3-8-14 Hodgepodge

Saturday, March 08, 2014

How Not to Sell

A customer (or potential customer) should be treated with respect.

Don't force the user into any sort of education. Sometimes they can't do it. Sometimes they have other important things to do and want to skip it. Sometimes they already know how it works. There are tons of reasons why people don't want to be forced into learning something so don't force them if you want them to like your products.
This kind of thing is annoying because it is presumptuous. It astounds me (though it probably shouldn't) that such an approach is not at all unusual in today's culture.

Weekend Reading

"A relationship with an age difference (within legal boundaries, of course) ought to be approached like any other." -- Michael Hurd, in "Age Difference in Romance: Good or Bad?" at The Delaware Wave

"[An] attitude of enlightened self-interest certainly beats the martyr-like, self-sacrificial attitude of, 'I'll just suffer through it -- for the kids.'" -- Michael Hurd, in "Kids Need Happy Parents" at The Delaware Coast Press

"Ultimately, however, the proper legal protection of privacy will depend on the Supreme Court overturning the third-party doctrine and, even better, the 'reasonable expectation of privacy' test on which it rests." -- Amy Peikoff, in "How Privacy Became Illegal" at PJ Media

In More Detail

Many people can easily see that remaining in an unhappy marriage "for the kids' sake" is bad for anyone doing it, but less obvious is the impact this can have on the alleged beneficiaries. In the second column linked above, Michael Hurd sets the record straight.

Windows for Free

Microsoft will soon offer a version of its operating system for free:
Google offers free OSes to computer and phone makers as a way of driving the use of its search engine and countless other web services, and now, Microsoft is at least experimenting with the idea of doing much the same thing. According to the report, its free operating system is known as Windows 8.1 With Bing. As the name implies, the OS is meant to feed the use of Microsoft's own search engine, as well as other Microsoft cloud services and software applications.
This seems like a good move on their part, but in my opinion, a better one would be just to port Office and similar applications to Linux. If I really had to use the latest version of Office on a regular basis, I'd still rather slap it on some secondary computer and keep using Linux most of the time. Perhaps I am atypical, but being able to buy Office for less hardly makes up for the loss of flexibility and out-of-the box functionality a full switch to a new OS would entail.

--CAV

2 comments:

Anonymous said...

Hi Gus,

After having purchased MS Office 3 times in the last decade, I decided that Open Office was sufficient for me. And it didn't have the tendency to disappear from operability that plagued MS Office when I was having (Microsoft) OS problems. Plus, you don't need to constantly prove that you bought the damn thing.
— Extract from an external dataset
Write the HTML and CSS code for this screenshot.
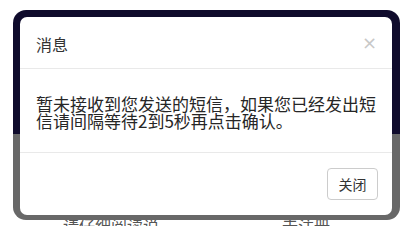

Sometimes you just have to wonder about Microsoft OSes. I bought an old XP system from a friend who was going out of business. It was getting short disk space - Microsoft kept popping the icon telling me that I only had 5 GB left - so I decided I'd buy some breathing room. I deleted the MS Office.

When I rebooted, the system wouldn't load - it said that I had less than 1 MB of disk space available. Exactly how a program deletion with 5 GB remaining turns into less than 1 MB remaining is beyond me. I guess they do math differently in Redmond.

I had to go into safe mode - restore the previous settings including some truncated version of MS Office (which was now inoperable, cuz, ya know, I 'deleted' it) to get any functionality out of the system at all.

It is possible that some blame belongs to Dell since the XP involved was a Dell OEM version, but really, the same question about their mathematics still applies.

c. andrew

Gus Van Horn said...

Ugh.

Well, I guess I WILL go ahead and say the following then:

(1) I fired Bill Gates nearly twenty years ago. The last Windows PC I ever purchased -- for myself, anyway -- would have required an outlay of about a thousand bucks to make me able to do useful work. (I was in grad school back then). I halved that by switching to Linux.

(2) Part of the problem was that, while the computer technically did come with an office suite (and a few other things like that) installed, it was all crippleware, and ALWAYS, for example, required an extra saving step to get a file format that a computer at work could read. I think it's a safe bet that "Windows 8.1 with Bing" will have some kind of similar means (i.e., making something easy difficult) of wearing people down to buy more and more from them.

Your experience is par for the course with that outfit.